Short problem:
Write out the material exactly, with the pictures left out.
** begin **
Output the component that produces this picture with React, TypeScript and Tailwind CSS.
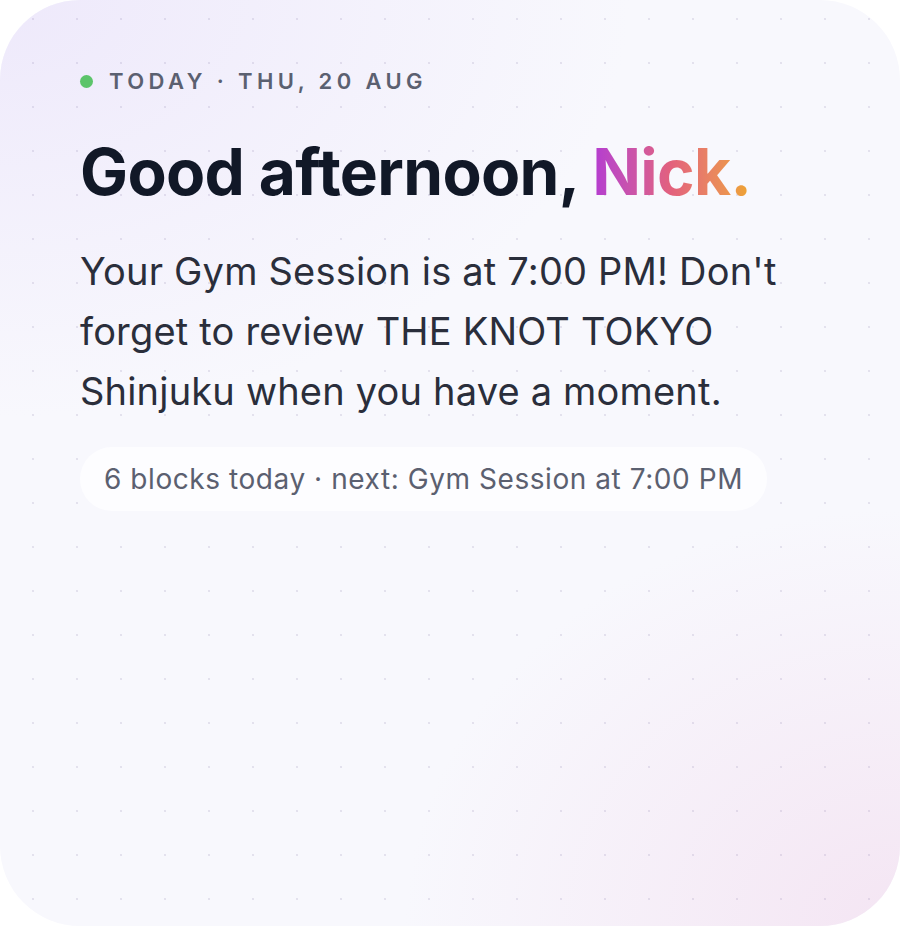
export default function App() {
  return (
    <div className="w-[900px] h-[926px] bg-white" style={{ fontFamily: 'Inter, "Noto Sans", sans-serif' }}>
      <div className="relative w-full h-full rounded-[80px] overflow-hidden bg-[#f8f8fd]">
        {/* soft colour washes */}
        <div className="absolute inset-0 bg-[radial-gradient(ellipse_70%_45%_at_0%_0%,#eee9fb_0%,rgba(248,248,253,0)_100%)]" />
        <div className="absolute inset-0 bg-[radial-gradient(ellipse_55%_45%_at_100%_100%,#f4e5f3_0%,rgba(248,248,253,0)_100%)]" />
        {/* dot grid */}
        <div className="absolute inset-0 bg-[radial-gradient(circle,rgba(120,110,160,0.16)_0.9px,transparent_1.4px)] bg-[length:44px_44px] bg-[position:11px_-3px]" />

        <div className="relative flex flex-col items-start pl-20 pr-16 pt-[67px]">
          <div className="flex items-center gap-4 h-[28px]">
            <span className="w-[13px] h-[13px] rounded-full bg-[#5cc46a]" />
            <span className="text-[22px] leading-[28px] font-semibold tracking-[0.2em] text-[#5b6070] uppercase">
              Today · Thu, 20 Aug
            </span>
          </div>

          <h1 className="mt-[42px] text-[64px] leading-[70px] font-bold tracking-[-0.01em] text-[#111827] whitespace-nowrap">
            Good afternoon,{' '}
            <span className="bg-gradient-to-r from-[#b43ad2] via-[#e3617c] to-[#eea42c] bg-clip-text text-transparent">
              Nick.
            </span>
          </h1>

          <p className="mt-[34px] max-w-[740px] text-[38px] leading-[60px] tracking-[0.005em] text-[#2a2e3b]">
            Your Gym Session is at 7:00 PM! Don't forget to review THE KNOT TOKYO Shinjuku when you have a moment.
          </p>

          <div className="mt-[26px] h-[64px] flex items-center px-6 rounded-full bg-[#fdfdff]">
            <span className="text-[28px] tracking-[0.02em] text-[#5b6070]">
              6 blocks today · next: Gym Session at 7:00 PM
            </span>
          </div>
        </div>
      </div>
    </div>
  );
}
** end **
Exercise response:
Output the component that produces this picture with React, TypeScript and Tailwind CSS.
export default function App() {
  return (
    <div className="w-[900px] h-[926px] bg-white" style={{ fontFamily: 'Inter, "Noto Sans", sans-serif' }}>
      <div className="relative w-full h-full rounded-[80px] overflow-hidden bg-[#f8f8fd]">
        {/* soft colour washes */}
        <div className="absolute inset-0 bg-[radial-gradient(ellipse_70%_45%_at_0%_0%,#eee9fb_0%,rgba(248,248,253,0)_100%)]" />
        <div className="absolute inset-0 bg-[radial-gradient(ellipse_55%_45%_at_100%_100%,#f4e5f3_0%,rgba(248,248,253,0)_100%)]" />
        {/* dot grid */}
        <div className="absolute inset-0 bg-[radial-gradient(circle,rgba(120,110,160,0.16)_0.9px,transparent_1.4px)] bg-[length:44px_44px] bg-[position:11px_-3px]" />

        <div className="relative flex flex-col items-start pl-20 pr-16 pt-[67px]">
          <div className="flex items-center gap-4 h-[28px]">
            <span className="w-[13px] h-[13px] rounded-full bg-[#5cc46a]" />
            <span className="text-[22px] leading-[28px] font-semibold tracking-[0.2em] text-[#5b6070] uppercase">
              Today · Thu, 20 Aug
            </span>
          </div>

          <h1 className="mt-[42px] text-[64px] leading-[70px] font-bold tracking-[-0.01em] text-[#111827] whitespace-nowrap">
            Good afternoon,{' '}
            <span className="bg-gradient-to-r from-[#b43ad2] via-[#e3617c] to-[#eea42c] bg-clip-text text-transparent">
              Nick.
            </span>
          </h1>

          <p className="mt-[34px] max-w-[740px] text-[38px] leading-[60px] tracking-[0.005em] text-[#2a2e3b]">
            Your Gym Session is at 7:00 PM! Don't forget to review THE KNOT TOKYO Shinjuku when you have a moment.
          </p>

          <div className="mt-[26px] h-[64px] flex items-center px-6 rounded-full bg-[#fdfdff]">
            <span className="text-[28px] tracking-[0.02em] text-[#5b6070]">
              6 blocks today · next: Gym Session at 7:00 PM
            </span>
          </div>
        </div>
      </div>
    </div>
  );
}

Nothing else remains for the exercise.